Earlier in October, dozens of people were arrested in southern Sierra Leone following protests against a land deal. Locals said they were not consulted or given information regarding the deal, which leased 12,500 hectares to a Belgian company, Socfin. More than 100 protesters blocked access to the site.
Joseph Rahall, of the Sierra Leonean non-governmental organisation Green Scenery, said local government and landowners are vulnerable to exploitation.
“Sierra Leone is very new in this business, the business of large-scale investment in land,” said Rahall. “I know there could be a balance, if it is properly thought out. But we have not, we’re just jumping into it without critical analysis, without proper research.”
He stressed any principles adopted internationally need enforcement in Africa and cannot be something companies just say they adhere to.
Employment and economic development is simply “the bell they ring to sweet talk people into accepting these things,” said Rahall.
A 2009 report, “Land grab or development opportunity?
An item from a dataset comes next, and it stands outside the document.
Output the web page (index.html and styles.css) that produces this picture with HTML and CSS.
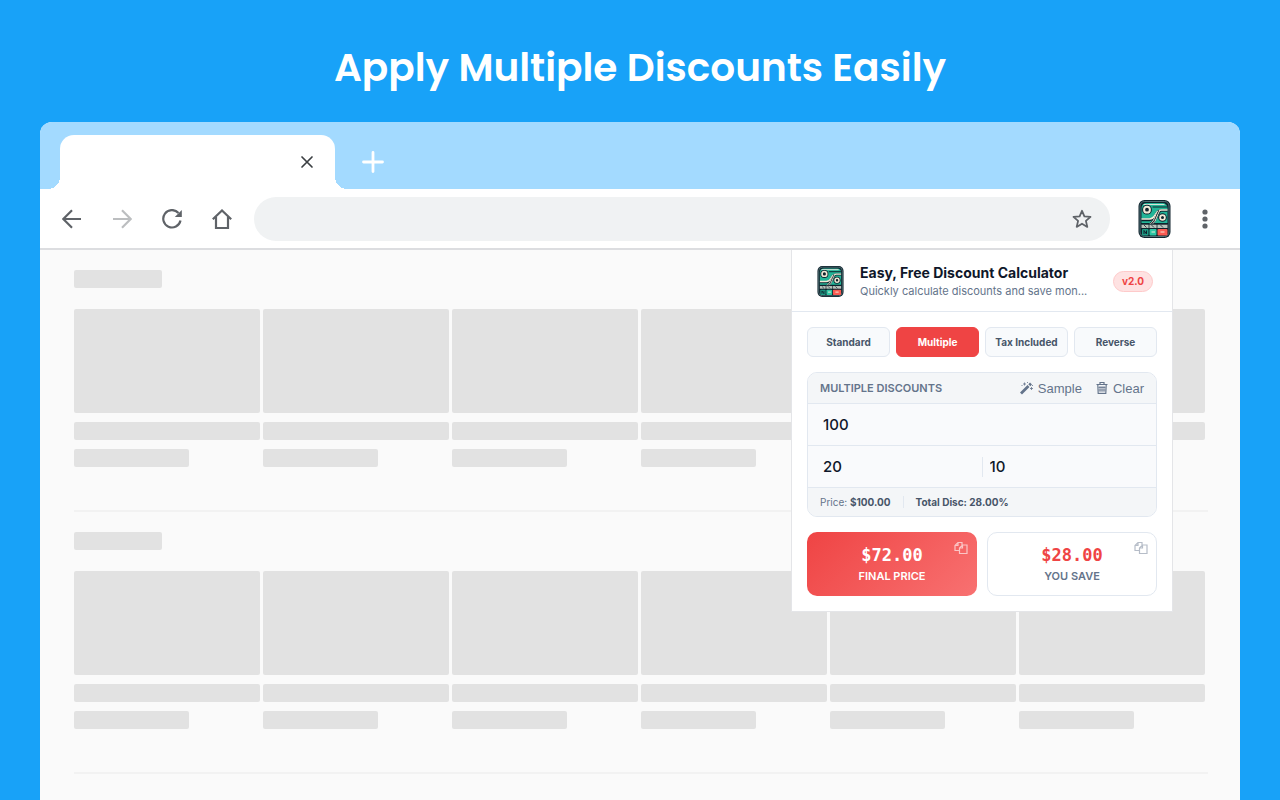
FILE: index.html
```html
<!doctype html>
<html lang="en">

<head>
  <meta charset="UTF-8">
  <title>Easy, Free Discount Calculator</title>
  <link rel="stylesheet" href="styles.css">
</head>

<body>
  <svg class="sprite" aria-hidden="true">
    <symbol id="logo" viewBox="0 0 32 38">
      <rect width="32" height="38" rx="6" fill="#10232d" />
      <rect x="1.5" y="1.5" width="29" height="35" rx="4.5" fill="none" stroke="#6f9495" stroke-width=".7" />
      <path d="M3 8a5 5 0 0 1 5-5h16a5 5 0 0 1 5 5v15H3z" fill="#22b497" />
      <path d="M5 4.500h21" stroke="#d9e4d8" stroke-width="1.200" />
      <path d="M14 7h15" stroke="#10232d" stroke-width="1.200" />
      <path d="M3 20h8c7 0 5-9.500 12-9.500h6" stroke="#10232d" stroke-width="2.400" fill="none" />
      <path d="M3 19h8c7 0 5-9 12-9h6" stroke="#f1ead7" stroke-width="1.600" fill="none" />
      <path d="M12 24c5-2 5-8 9-13" stroke="#10232d" stroke-width="3" fill="none" />
      <path d="M11 24c5-2 5-8 8-13M14 24c4-3 4-8 7-13" stroke="#f1ead7" stroke-width="1" fill="none" />
      <circle cx="8.500" cy="9.700" r="4.900" fill="#10232d" />
      <circle cx="8.500" cy="9.700" r="2.900" fill="#10232d" stroke="#f1ead7" stroke-width="2" />
      <circle cx="24" cy="17.500" r="4.300" fill="#10232d" />
      <circle cx="24" cy="17.500" r="2.400" fill="#10232d" stroke="#f1ead7" stroke-width="1.800" />
      <path d="M3 24.500h26V28H3z" fill="#b9c3bb" />
      <path d="M5.500 25l2.500 2.500M13 25l2.500 2.500M22 25l2.500 2.500" stroke="#10232d" stroke-width=".8" />
      <path d="M10.500 24v12M18.500 24v12M3 28.500h26M3 24h26" stroke="#10232d" stroke-width=".8" />
      <rect x="3.500" y="29" width="6.500" height="6.500" rx="1" fill="#1d9c85" />
      <rect x="11" y="29" width="7" height="6.500" rx="1" fill="#2fc7a5" />
      <rect x="19" y="29" width="10" height="6.500" rx="1" fill="#fa5b52" />
      <path d="M5.500 34v-3.500l2.500 3.500v-3.500" stroke="#10232d" fill="none" />
      <path d="M13 32h3.500M22 32h4" stroke="#f1ead7" stroke-width="1.200" />
    </symbol>
    <symbol id="copy" viewBox="0 0 14 14">
      <path d="M5.500 9.500H1v-5l3-3h4V4M1 4.500h3v-3M5.500 12.500V7l3-3H13v8.500zM5.500 7h3V4" fill="none" stroke="currentColor" stroke-width="1.200" />
    </symbol>
  </svg>

  <h1 class="headline">Apply Multiple Discounts Easily</h1>

  <div class="browser">
    <div class="tab-strip">
      <div class="browser-tab">
        <button class="icon-btn" aria-label="Close tab">
          <svg width="14" height="14" viewBox="0 0 14 14"><path d="M2 2l10 10M12 2L2 12" stroke="#3c4043" stroke-width="1.700" stroke-linecap="round" /></svg>
        </button>
      </div>
      <button class="icon-btn" aria-label="New tab">
        <svg width="22" height="22" viewBox="0 0 22 22"><path d="M11 1.500v19M1.500 11h19" stroke="#fff" stroke-width="2.800" stroke-linecap="round" /></svg>
      </button>
    </div>

    <div class="toolbar">
      <div class="nav">
        <button class="icon-btn" aria-label="Back">
          <svg width="20" height="20" viewBox="0 0 20 20"><path d="M19 10H1.500M10 1.300L1.300 10l8.700 8.700" class="line" /></svg>
        </button>
        <button class="icon-btn faded" aria-label="Forward">
          <svg width="20" height="20" viewBox="0 0 20 20"><path d="M1 10h17.500M10 1.300l8.700 8.700-8.700 8.700" class="line" /></svg>
        </button>
        <button class="icon-btn" aria-label="Reload">
          <svg width="20" height="20" viewBox="0 0 20 20"><path d="M18.500 11.500A8.700 8.700 0 1 1 16.500 4" class="line" /><path d="M19.800 1v7h-7z" fill="currentColor" /></svg>
        </button>
        <button class="icon-btn" aria-label="Home">
          <svg width="20" height="20" viewBox="0 0 20 20"><path d="M.8 10.300L10 1.500l9.200 8.800M4 8v11h12V8" class="line" /></svg>
        </button>
      </div>
      <div class="address">
        <input class="address-input" type="text" aria-label="Address">
        <button class="icon-btn" aria-label="Bookmark">
          <svg width="20" height="20" viewBox="0 0 20 20"><path d="M10 1.800l2.400 5.600 6.100.5-4.600 4 1.400 6L10 14.700 4.700 17.900l1.400-6-4.600-4 6.100-.5z" fill="none" stroke="currentColor" stroke-width="1.800" stroke-linejoin="round" /></svg>
        </button>
      </div>
      <button class="icon-btn" aria-label="Discount Calculator">
        <svg width="33" height="38"><use href="#logo" /></svg>
      </button>
      <button class="icon-btn menu-btn" aria-label="Menu">
        <svg width="6" height="20" viewBox="0 0 6 20" fill="currentColor"><circle cx="3" cy="3" r="2.600" /><circle cx="3" cy="10" r="2.600" /><circle cx="3" cy="17" r="2.600" /></svg>
      </button>
    </div>

    <div class="page">
      <section class="shelf">
        <div class="block title"></div>
        <div class="cards">
          <div class="card"><div class="block thumb"></div><div class="block"></div><div class="block short"></div></div>
          <div class="card"><div class="block thumb"></div><div class="block"></div><div class="block short"></div></div>
          <div class="card"><div class="block thumb"></div><div class="block"></div><div class="block short"></div></div>
          <div class="card"><div class="block thumb"></div><div class="block"></div><div class="block short"></div></div>
          <div class="card"><div class="block thumb"></div><div class="block"></div><div class="block short"></div></div>
          <div class="card"><div class="block thumb"></div><div class="block"></div><div class="block short"></div></div>
        </div>
      </section>
      <section class="shelf">
        <div class="block title"></div>
        <div class="cards">
          <div class="card"><div class="block thumb"></div><div class="block"></div><div class="block short"></div></div>
          <div class="card"><div class="block thumb"></div><div class="block"></div><div class="block short"></div></div>
          <div class="card"><div class="block thumb"></div><div class="block"></div><div class="block short"></div></div>
          <div class="card"><div class="block thumb"></div><div class="block"></div><div class="block short"></div></div>
          <div class="card"><div class="block thumb"></div><div class="block"></div><div class="block short"></div></div>
          <div class="card"><div class="block thumb"></div><div class="block"></div><div class="block short"></div></div>
        </div>
      </section>

      <main class="popup">
        <header class="popup-header">
          <svg width="27" height="31"><use href="#logo" /></svg>
          <div class="popup-heading">
            <h2>Easy, Free Discount Calculator</h2>
            <p>Quickly calculate discounts and save mon...</p>
          </div>
          <span class="version">v2.0</span>
        </header>

        <div class="popup-body">
          <nav class="modes">
            <button class="mode">Standard</button>
            <button class="mode active">Multiple</button>
            <button class="mode">Tax Included</button>
            <button class="mode">Reverse</button>
          </nav>

          <form class="calc">
            <div class="calc-header">
              <h3>MULTIPLE DISCOUNTS</h3>
              <button type="button" class="action">
                <svg width="13" height="14" viewBox="0 0 13 14"><path d="M1 12.500l7.500-7.500M9.300 4.200l1.700-1.700" stroke="currentColor" stroke-width="2.800" /><path d="M4.500 1.500v3M3 3h3M11.500 6v3M10 7.500h3M7.500 1v1M1.500 4.500h1M12 4.500h1" stroke="currentColor" stroke-width=".8" /></svg>
                Sample
              </button>
              <button type="button" class="action">
                <svg width="12" height="14" viewBox="0 0 12 14" fill="none" stroke="currentColor"><path d="M.5 3.500h11M4 3V1.500h4V3M1.800 3.500l.4 9h7.600l.4-9" stroke-width="1.200" /><path d="M4 5v6.500M6 5v6.500M8 5v6.500M2.500 6.500h7M2.500 9h7" stroke-width=".8" /></svg>
                Clear
              </button>
            </div>
            <div class="row">
              <input type="text" value="100" aria-label="Original price">
            </div>
            <div class="row">
              <input type="text" value="20" aria-label="First discount">
              <input type="text" value="10" aria-label="Second discount" class="split">
            </div>
            <div class="summary">
              <span>Price: <b>$100.00</b></span>
              <span class="total">Total Disc: 28.00%</span>
            </div>
          </form>

          <div class="results">
            <div class="result final">
              <strong>$72.00</strong>
              <span>FINAL PRICE</span>
              <button class="icon-btn copy" aria-label="Copy final price"><svg width="14" height="14"><use href="#copy" /></svg></button>
            </div>
            <div class="result">
              <strong>$28.00</strong>
              <span>YOU SAVE</span>
              <button class="icon-btn copy" aria-label="Copy savings"><svg width="14" height="14"><use href="#copy" /></svg></button>
            </div>
          </div>
        </div>
      </main>
    </div>
  </div>
</body>

</html>
```
FILE: styles.css
```css
* {
  box-sizing: border-box;
}

body {
  display: flex;
  flex-direction: column;
  min-height: 100vh;
  margin: 0;
  padding: 0 40px;
  background: #18a2f8;
  font-family: Inter, sans-serif;
}

h1,
h2,
h3,
p {
  margin: 0;
}

svg {
  display: block;
  flex: none;
}

button,
input {
  margin: 0;
  padding: 0;
  border: 0;
  background: none;
  font-family: inherit;
  color: inherit;
}

.sprite {
  position: absolute;
  width: 0;
  height: 0;
}

.headline {
  padding: 38px 0 24px;
  color: #fff;
  font: 600 39px/60px Poppins, Inter, sans-serif;
  text-align: center;
}

.icon-btn {
  display: flex;
  color: #5f6368;
}

.line {
  fill: none;
  stroke: currentColor;
  stroke-width: 2.2;
}

/* browser frame */
.browser {
  display: flex;
  flex: 1;
  flex-direction: column;
  border-radius: 12px 12px 0 0;
  background: #fafafa;
  overflow: hidden;
}

.tab-strip {
  display: flex;
  align-items: center;
  gap: 27px;
  padding: 13px 20px 0;
  background: #a3daff;
}

.browser-tab {
  position: relative;
  display: flex;
  align-items: center;
  justify-content: flex-end;
  width: 275px;
  height: 54px;
  padding-right: 21px;
  border-radius: 14px 14px 0 0;
  background: #fff;
}

/* curved feet of the tab */
.browser-tab::before,
.browser-tab::after {
  content: "";
  position: absolute;
  bottom: 0;
  width: 12px;
  height: 12px;
}

.browser-tab::before {
  right: 100%;
  background: radial-gradient(circle at 0 0, transparent 12px, #fff 12px);
}

.browser-tab::after {
  left: 100%;
  background: radial-gradient(circle at 100% 0, transparent 12px, #fff 12px);
}

.toolbar {
  display: flex;
  align-items: center;
  gap: 28px;
  padding: 8px 32px 7px 22px;
  border-bottom: 2px solid #dcdde0;
  background: #fff;
}

.nav {
  display: flex;
  gap: 30px;
}

.faded {
  color: #bcbec0;
}

.address {
  display: flex;
  flex: 1;
  align-items: center;
  height: 44px;
  margin-left: -6px;
  padding: 0 18px 0 20px;
  border-radius: 22px;
  background: #f0f2f3;
}

.address-input {
  flex: 1;
}

.menu-btn {
  margin-left: 3px;
}

/* placeholder page */
.page {
  position: relative;
  flex: 1;
  padding: 0 32px 0 34px;
}

.shelf {
  padding: 20px 3px 43px 0;
  border-bottom: 2px solid #f2f2f2;
}

.block {
  height: 18px;
  border-radius: 2px;
  background: #e2e2e2;
}

.block.title {
  width: 88px;
  margin-bottom: 21px;
}

.block.thumb {
  height: 104px;
}

.block.short {
  width: 62%;
}

.cards {
  display: grid;
  grid-template-columns: repeat(6, 1fr);
  gap: 3px;
}

.card {
  display: grid;
  gap: 9px;
}

/* extension popup */
.popup {
  position: absolute;
  top: 0;
  right: 67px;
  width: 382px;
  border: 1px solid #e4e5e8;
  border-top: 0;
  background: #fff;
  color: #475569;
}

.popup-header {
  display: flex;
  align-items: center;
  height: 62px;
  padding: 2px 19px 0 25px;
  border-bottom: 1px solid #e2e8f0;
}

.popup-heading {
  flex: 1;
  min-width: 0;
  margin: 0 16px;
}

.popup-heading h2 {
  color: #0f172a;
  font-size: 14px;
  font-weight: 700;
  line-height: 18px;
}

.popup-heading p {
  color: #64748b;
  font-size: 11px;
  line-height: 18px;
  white-space: nowrap;
}

.version {
  padding: 0 8px;
  border: 1px solid #fecaca;
  border-radius: 11px;
  background: #fee2e2;
  color: #ef4444;
  font-size: 10px;
  font-weight: 700;
  line-height: 19px;
}

.popup-body {
  display: grid;
  gap: 15px;
  padding: 15px;
}

.modes {
  display: grid;
  grid-template-columns: repeat(4, 1fr);
  gap: 6px;
}

.mode {
  height: 30px;
  border: 1px solid #e2e8f0;
  border-radius: 6px;
  background: #f8fafc;
  font-size: 10px;
  font-weight: 700;
}

.mode.active {
  border-color: #ef4444;
  background: #ef4444;
  color: #fff;
}

.calc {
  border: 1px solid #e2e8f0;
  border-radius: 10px;
  background: #f9fafc;
  overflow: hidden;
}

.calc-header,
.summary {
  display: flex;
  align-items: center;
  padding: 0 12px;
  background: #f4f6f8;
}

.calc-header {
  gap: 14px;
  height: 30px;
  color: #64748b;
}

.calc-header h3 {
  flex: 1;
  font-size: 11px;
  font-weight: 600;
}

.action {
  display: flex;
  align-items: center;
  gap: 5px;
  font: 13px "Liberation Sans", Arial, sans-serif;
}

.row {
  display: flex;
  align-items: center;
  height: 42px;
  padding: 0 8px;
  border-top: 1px solid #e2e8f0;
}

.row input {
  flex: 1;
  width: 0;
  height: 20px;
  padding: 0 7px;
  color: #0f172a;
  font-size: 15px;
  font-weight: 500;
}

.row .split {
  border-left: 1px solid #e2e8f0;
}

.summary {
  gap: 12px;
  height: 29px;
  border-top: 1px solid #e2e8f0;
  color: #64748b;
  font-size: 10px;
}

.summary b,
.total {
  color: #475569;
  font-weight: 700;
}

.total {
  padding-left: 12px;
  border-left: 1px solid #e2e8f0;
}

.results {
  display: grid;
  grid-template-columns: 1fr 1fr;
  gap: 10px;
}

.result {
  position: relative;
  display: flex;
  flex-direction: column;
  align-items: center;
  height: 64px;
  padding-top: 11px;
  border: 1px solid #e2e8f0;
  border-radius: 10px;
  color: #64748b;
  font-size: 11px;
  font-weight: 600;
  line-height: 20px;
}

.result strong {
  color: #ef4444;
  font: bold 17px/22px Consolas, "DejaVu Sans Mono", monospace;
}

.result.final {
  border-color: transparent;
  background: linear-gradient(135deg, #ef4444, #f87171) border-box;
  color: #fff;
}

.result.final strong {
  color: inherit;
}

.copy {
  position: absolute;
  top: 8px;
  right: 8px;
  color: #b6bdc8;
}

.final .copy {
  color: #fbc5c5;
}
```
Agricultural investment and international land deals in Africa”, noted land acquisitions have the potential to result in loss of land for large numbers of people.
“As much of the rural population in Africa crucially depend on land for their livelihoods and food security, loss of land is likely to have major negative impacts on local people,” said the 130-page report by the U.N. Food and Agriculture Organization, the International Fund for Agricultural Development and the International Institute for Environment and Development.
“These may only partly be compensated by the creation of permanent or temporary jobs.”
De Schutter said benefits are rarely spread across the board to the most needy and decisions are not necessarily transparent or in the interests of the poor.
“In general, the development of plantations increases inequality, instead of decreasing it,” said De Schutter.
“The majority will not benefit.”
The guidelines on the security of tenure of land, fisheries and forests “could be a significant advance,” said De Schutter. “It can make it more difficult for governments to ignore the demands of the local community.”